'''

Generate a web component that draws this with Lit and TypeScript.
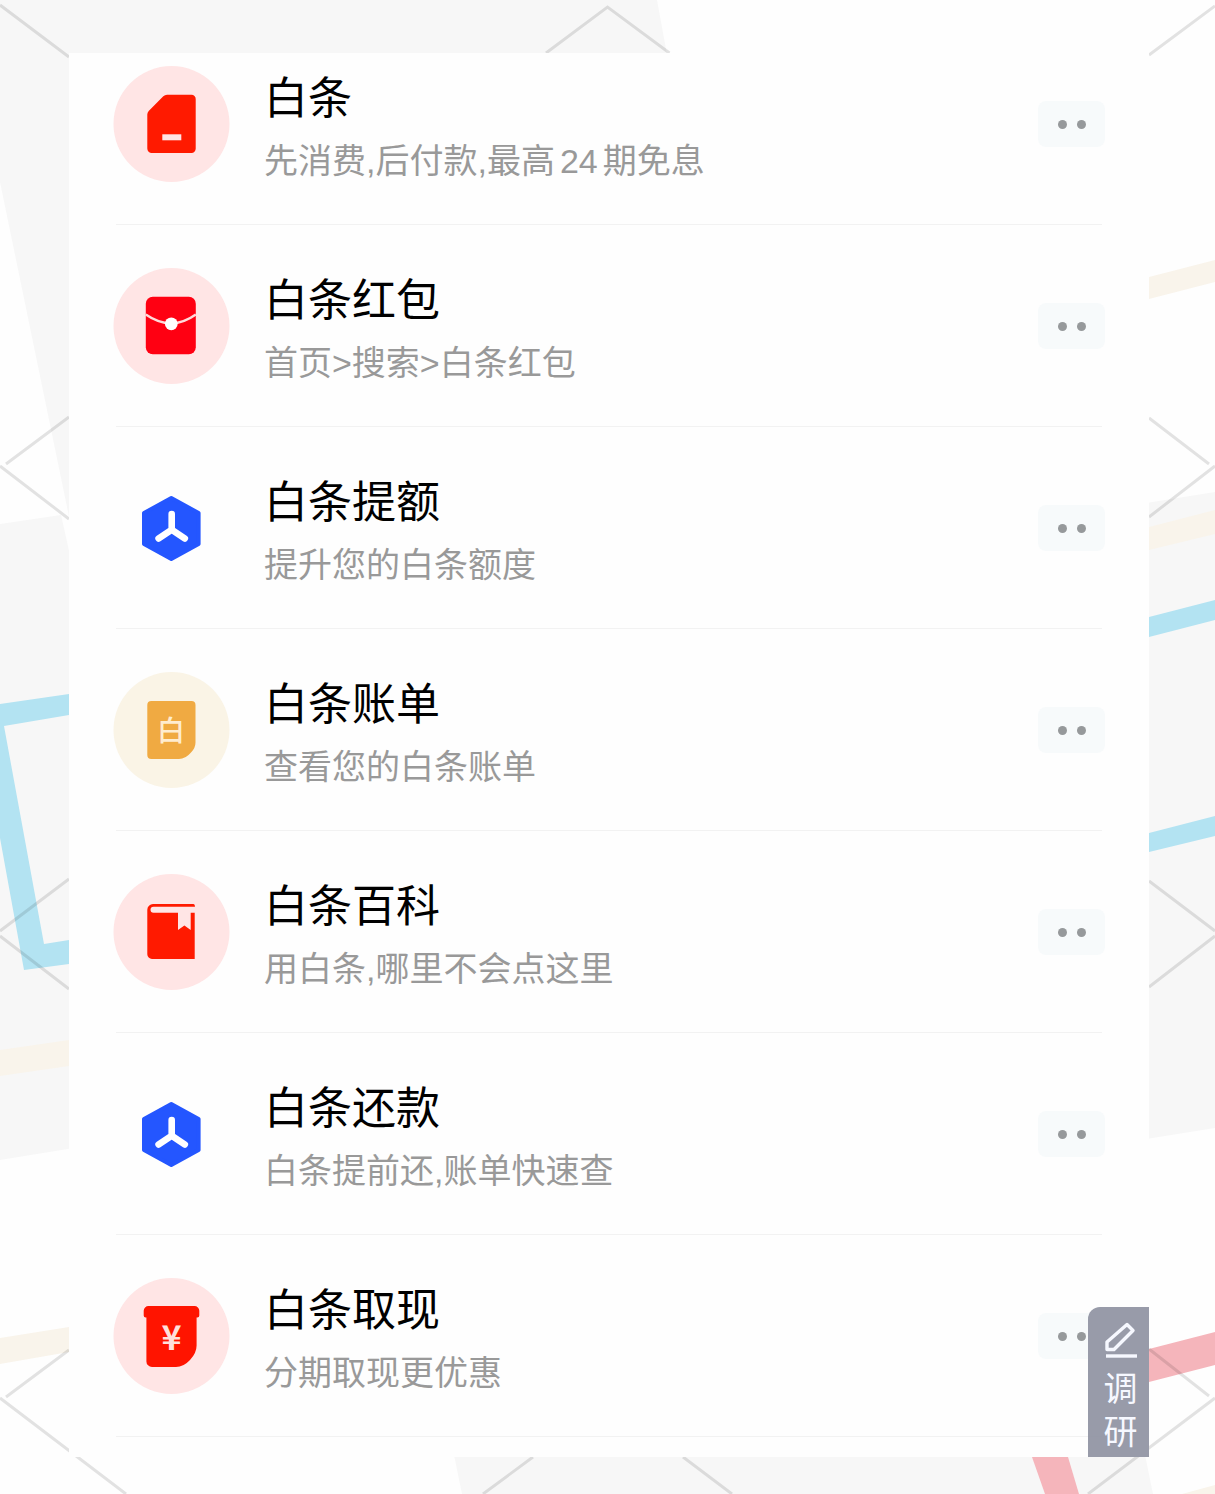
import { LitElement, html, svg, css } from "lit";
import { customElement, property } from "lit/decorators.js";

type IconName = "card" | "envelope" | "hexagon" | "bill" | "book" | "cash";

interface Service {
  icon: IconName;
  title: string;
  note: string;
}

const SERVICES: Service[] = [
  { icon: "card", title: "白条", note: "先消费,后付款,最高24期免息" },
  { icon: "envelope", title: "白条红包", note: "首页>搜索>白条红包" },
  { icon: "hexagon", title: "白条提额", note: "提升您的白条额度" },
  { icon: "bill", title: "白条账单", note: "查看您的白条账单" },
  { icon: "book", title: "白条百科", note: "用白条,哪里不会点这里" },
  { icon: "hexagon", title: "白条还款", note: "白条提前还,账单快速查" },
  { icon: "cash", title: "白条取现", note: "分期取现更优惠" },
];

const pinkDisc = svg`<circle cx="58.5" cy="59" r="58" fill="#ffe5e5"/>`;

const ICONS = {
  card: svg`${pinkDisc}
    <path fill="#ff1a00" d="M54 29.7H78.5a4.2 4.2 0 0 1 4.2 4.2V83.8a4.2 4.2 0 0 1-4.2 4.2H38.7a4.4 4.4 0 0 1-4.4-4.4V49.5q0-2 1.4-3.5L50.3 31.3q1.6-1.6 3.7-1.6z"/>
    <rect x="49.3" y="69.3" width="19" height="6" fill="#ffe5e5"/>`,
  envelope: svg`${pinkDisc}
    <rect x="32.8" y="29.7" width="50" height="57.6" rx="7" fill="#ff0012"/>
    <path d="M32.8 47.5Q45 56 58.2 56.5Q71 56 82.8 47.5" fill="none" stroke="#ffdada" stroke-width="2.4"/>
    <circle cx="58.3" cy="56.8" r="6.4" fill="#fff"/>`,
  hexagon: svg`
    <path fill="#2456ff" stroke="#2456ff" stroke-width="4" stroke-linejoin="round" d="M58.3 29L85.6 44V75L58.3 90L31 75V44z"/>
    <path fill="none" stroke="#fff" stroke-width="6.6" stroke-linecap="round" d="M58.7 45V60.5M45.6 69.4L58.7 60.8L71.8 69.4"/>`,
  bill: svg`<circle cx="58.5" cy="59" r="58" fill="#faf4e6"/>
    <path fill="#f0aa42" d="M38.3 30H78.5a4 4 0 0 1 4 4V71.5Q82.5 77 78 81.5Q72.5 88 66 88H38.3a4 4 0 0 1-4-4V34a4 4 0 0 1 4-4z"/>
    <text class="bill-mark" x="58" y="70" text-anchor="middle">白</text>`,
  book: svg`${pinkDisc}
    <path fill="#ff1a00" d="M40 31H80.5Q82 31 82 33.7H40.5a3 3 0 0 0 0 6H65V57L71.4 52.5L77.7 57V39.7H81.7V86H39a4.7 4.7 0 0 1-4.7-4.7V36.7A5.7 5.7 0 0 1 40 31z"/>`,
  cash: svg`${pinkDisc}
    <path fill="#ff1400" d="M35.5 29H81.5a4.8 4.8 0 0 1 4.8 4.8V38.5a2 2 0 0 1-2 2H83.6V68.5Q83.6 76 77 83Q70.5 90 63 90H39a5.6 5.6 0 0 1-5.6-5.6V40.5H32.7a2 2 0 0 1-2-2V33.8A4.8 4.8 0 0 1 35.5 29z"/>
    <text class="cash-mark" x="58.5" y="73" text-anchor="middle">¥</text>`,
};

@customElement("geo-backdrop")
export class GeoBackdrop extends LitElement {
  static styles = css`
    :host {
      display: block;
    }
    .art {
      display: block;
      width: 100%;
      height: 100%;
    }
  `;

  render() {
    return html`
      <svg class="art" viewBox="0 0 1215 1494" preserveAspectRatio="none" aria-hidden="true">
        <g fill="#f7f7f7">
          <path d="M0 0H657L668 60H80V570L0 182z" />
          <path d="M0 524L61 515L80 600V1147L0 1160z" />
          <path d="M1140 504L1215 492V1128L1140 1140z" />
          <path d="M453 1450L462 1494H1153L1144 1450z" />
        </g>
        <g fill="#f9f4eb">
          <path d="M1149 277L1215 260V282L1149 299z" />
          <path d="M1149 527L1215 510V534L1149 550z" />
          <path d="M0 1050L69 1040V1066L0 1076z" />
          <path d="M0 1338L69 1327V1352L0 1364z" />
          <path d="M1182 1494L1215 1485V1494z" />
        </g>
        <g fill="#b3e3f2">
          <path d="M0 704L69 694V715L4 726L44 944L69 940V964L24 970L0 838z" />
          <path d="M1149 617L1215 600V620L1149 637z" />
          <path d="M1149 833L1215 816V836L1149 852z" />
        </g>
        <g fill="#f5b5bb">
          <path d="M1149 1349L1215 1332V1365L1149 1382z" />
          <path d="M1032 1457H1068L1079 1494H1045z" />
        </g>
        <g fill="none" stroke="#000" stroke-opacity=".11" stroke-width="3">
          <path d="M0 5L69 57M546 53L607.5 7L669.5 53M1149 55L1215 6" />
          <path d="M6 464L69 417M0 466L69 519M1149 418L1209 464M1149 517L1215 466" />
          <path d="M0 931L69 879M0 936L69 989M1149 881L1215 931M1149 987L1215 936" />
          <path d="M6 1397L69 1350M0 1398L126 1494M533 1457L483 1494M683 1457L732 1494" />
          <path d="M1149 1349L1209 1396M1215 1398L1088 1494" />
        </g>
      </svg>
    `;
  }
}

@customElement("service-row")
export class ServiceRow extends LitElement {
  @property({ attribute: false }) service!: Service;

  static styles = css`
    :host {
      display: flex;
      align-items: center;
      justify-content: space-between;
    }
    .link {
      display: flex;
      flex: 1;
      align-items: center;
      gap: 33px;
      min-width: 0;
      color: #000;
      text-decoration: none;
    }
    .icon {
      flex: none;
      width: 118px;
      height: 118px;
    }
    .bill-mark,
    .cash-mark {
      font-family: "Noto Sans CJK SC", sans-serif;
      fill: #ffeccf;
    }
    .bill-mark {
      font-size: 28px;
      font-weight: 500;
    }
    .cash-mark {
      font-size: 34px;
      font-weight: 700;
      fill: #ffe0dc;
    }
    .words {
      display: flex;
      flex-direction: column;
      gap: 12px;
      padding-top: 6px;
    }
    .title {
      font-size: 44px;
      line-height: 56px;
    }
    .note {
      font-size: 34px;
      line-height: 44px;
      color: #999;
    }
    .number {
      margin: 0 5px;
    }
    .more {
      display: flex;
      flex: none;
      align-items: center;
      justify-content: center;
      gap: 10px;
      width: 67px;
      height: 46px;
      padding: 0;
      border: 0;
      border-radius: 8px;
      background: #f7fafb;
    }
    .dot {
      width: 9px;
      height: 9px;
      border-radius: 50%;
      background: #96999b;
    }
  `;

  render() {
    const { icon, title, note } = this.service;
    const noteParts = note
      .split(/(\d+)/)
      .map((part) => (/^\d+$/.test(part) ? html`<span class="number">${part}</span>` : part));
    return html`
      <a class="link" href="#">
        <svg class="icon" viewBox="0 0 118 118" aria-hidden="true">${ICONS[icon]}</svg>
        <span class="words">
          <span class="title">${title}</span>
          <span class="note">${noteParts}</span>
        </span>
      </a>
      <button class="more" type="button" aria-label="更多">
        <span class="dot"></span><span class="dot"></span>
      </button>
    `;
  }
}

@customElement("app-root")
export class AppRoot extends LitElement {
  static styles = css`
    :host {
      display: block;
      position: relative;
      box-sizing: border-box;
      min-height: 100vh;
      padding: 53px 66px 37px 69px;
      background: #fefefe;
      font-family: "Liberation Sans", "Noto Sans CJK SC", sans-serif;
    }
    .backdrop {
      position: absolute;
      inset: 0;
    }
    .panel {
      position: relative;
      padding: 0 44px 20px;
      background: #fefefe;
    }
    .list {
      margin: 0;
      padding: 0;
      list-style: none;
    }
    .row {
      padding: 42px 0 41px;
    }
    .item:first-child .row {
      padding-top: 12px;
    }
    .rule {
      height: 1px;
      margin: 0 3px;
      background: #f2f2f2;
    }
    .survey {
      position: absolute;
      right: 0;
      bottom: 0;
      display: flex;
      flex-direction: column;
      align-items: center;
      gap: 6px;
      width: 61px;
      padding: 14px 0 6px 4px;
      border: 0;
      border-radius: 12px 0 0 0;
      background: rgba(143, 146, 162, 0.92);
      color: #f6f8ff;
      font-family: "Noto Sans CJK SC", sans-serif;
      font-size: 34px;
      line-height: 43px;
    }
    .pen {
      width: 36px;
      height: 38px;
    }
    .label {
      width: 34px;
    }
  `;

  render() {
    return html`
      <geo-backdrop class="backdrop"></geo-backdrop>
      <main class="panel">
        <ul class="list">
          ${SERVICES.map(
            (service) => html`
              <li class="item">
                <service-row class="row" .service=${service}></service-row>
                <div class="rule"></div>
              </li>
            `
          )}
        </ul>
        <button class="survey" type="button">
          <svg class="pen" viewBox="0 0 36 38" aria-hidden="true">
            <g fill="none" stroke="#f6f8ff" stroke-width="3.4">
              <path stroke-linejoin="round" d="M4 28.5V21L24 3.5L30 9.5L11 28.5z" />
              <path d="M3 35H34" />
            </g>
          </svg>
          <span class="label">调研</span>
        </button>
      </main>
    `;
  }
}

'''
'''

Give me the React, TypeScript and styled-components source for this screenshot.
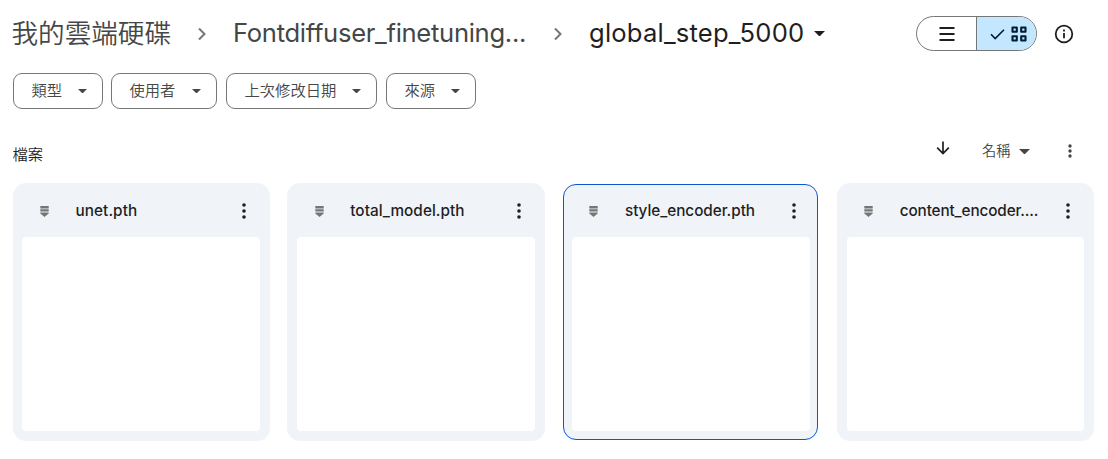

'''
'''

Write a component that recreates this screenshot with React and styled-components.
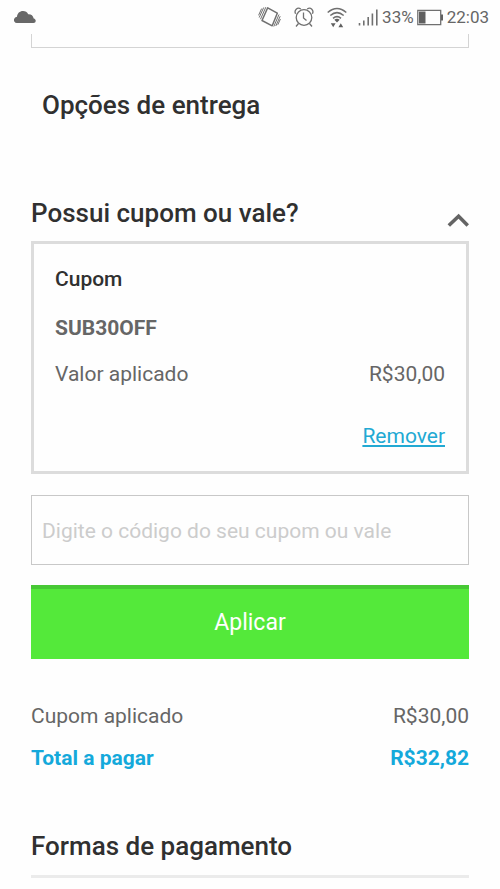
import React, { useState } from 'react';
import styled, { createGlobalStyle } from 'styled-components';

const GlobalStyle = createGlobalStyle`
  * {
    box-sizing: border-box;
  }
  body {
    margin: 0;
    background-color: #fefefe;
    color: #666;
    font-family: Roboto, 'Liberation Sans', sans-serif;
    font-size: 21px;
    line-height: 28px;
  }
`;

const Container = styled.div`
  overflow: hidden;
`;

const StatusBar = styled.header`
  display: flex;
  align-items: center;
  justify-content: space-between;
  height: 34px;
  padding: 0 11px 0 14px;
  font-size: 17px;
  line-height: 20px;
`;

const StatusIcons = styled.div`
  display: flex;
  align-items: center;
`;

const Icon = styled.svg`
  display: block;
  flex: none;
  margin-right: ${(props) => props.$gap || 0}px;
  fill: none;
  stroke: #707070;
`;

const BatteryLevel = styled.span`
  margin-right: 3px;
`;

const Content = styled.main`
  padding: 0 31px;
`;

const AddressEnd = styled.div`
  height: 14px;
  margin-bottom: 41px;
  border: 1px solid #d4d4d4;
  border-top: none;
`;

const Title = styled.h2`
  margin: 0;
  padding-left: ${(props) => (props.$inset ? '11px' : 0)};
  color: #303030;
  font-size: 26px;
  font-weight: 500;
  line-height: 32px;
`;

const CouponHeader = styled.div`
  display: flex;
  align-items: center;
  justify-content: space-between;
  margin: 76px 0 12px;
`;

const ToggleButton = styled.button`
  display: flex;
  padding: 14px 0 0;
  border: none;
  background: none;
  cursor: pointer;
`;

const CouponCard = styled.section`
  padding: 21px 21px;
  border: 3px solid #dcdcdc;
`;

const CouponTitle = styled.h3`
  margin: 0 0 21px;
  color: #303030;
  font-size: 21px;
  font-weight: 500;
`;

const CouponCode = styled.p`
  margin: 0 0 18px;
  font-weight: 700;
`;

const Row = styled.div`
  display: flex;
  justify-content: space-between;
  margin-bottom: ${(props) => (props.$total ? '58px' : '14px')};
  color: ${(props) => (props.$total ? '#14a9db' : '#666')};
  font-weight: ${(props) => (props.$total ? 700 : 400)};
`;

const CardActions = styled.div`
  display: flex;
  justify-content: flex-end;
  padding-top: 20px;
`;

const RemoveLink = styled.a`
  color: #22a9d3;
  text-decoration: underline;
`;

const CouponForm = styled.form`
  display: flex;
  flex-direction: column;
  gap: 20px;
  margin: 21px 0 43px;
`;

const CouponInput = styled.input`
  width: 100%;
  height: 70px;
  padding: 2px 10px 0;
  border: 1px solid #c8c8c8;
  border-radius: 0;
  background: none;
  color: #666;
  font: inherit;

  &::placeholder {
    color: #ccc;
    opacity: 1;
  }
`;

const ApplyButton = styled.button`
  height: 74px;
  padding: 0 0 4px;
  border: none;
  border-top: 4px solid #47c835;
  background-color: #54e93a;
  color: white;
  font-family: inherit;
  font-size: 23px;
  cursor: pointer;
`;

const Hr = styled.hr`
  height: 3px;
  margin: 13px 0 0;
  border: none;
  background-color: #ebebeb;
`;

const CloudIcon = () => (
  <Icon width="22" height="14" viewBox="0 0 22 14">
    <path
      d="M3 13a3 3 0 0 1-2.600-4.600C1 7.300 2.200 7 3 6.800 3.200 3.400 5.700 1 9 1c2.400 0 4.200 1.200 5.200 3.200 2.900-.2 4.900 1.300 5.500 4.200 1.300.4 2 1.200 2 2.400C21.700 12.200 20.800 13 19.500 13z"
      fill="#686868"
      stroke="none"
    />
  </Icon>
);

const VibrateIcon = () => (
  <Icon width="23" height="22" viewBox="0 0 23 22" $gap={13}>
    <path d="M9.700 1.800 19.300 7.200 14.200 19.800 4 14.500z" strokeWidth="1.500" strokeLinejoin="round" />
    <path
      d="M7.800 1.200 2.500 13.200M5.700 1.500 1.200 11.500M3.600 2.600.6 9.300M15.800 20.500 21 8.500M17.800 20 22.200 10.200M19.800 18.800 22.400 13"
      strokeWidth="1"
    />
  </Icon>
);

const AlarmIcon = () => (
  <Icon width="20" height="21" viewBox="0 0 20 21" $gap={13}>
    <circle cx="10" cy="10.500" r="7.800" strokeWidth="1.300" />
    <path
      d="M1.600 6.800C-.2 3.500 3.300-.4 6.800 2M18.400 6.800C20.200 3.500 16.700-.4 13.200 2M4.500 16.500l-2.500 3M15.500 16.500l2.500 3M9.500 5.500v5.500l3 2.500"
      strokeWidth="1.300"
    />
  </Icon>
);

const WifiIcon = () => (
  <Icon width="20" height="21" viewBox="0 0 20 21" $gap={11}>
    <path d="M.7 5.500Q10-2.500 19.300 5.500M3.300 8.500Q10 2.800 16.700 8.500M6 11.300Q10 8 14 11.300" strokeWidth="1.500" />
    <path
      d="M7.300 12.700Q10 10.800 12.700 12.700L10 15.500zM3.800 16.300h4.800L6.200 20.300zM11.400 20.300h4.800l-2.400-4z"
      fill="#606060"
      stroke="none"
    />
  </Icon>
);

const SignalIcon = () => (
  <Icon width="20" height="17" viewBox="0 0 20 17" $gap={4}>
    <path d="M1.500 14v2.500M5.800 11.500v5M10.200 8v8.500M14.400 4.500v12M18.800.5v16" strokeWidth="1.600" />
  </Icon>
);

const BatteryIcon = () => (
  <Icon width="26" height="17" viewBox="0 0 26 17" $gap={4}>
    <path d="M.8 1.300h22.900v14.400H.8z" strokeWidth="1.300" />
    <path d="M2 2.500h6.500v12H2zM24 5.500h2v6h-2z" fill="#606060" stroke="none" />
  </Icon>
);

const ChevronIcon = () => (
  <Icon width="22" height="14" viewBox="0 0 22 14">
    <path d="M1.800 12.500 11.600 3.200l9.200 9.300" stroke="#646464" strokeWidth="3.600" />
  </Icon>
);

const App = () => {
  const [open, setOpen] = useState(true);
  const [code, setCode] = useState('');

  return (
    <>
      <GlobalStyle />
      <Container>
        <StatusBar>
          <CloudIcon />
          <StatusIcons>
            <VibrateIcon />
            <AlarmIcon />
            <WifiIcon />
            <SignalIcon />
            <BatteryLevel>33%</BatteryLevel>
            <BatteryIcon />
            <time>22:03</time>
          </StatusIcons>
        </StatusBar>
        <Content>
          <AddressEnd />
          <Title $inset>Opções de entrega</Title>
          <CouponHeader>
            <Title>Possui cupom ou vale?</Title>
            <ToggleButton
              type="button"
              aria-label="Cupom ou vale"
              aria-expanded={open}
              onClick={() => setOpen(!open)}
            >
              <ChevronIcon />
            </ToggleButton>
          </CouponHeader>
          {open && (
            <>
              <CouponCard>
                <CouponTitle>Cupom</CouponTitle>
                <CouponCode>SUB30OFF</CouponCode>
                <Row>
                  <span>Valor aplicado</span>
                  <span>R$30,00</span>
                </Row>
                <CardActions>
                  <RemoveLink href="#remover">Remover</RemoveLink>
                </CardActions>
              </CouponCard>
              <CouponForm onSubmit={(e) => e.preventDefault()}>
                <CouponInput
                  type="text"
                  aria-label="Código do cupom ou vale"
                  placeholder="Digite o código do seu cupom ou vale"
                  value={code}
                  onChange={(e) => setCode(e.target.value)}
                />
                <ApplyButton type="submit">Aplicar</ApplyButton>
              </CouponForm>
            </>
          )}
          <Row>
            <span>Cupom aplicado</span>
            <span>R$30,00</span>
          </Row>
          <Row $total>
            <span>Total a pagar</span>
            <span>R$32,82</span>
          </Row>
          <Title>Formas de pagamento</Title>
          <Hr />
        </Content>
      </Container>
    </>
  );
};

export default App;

'''

● Task directions
Extract every line above containing the word "React".

● Output of the exercise
Give me the React, TypeScript and styled-components source for this screenshot.
Write a component that recreates this screenshot with React and styled-components.
import React, { useState } from 'react';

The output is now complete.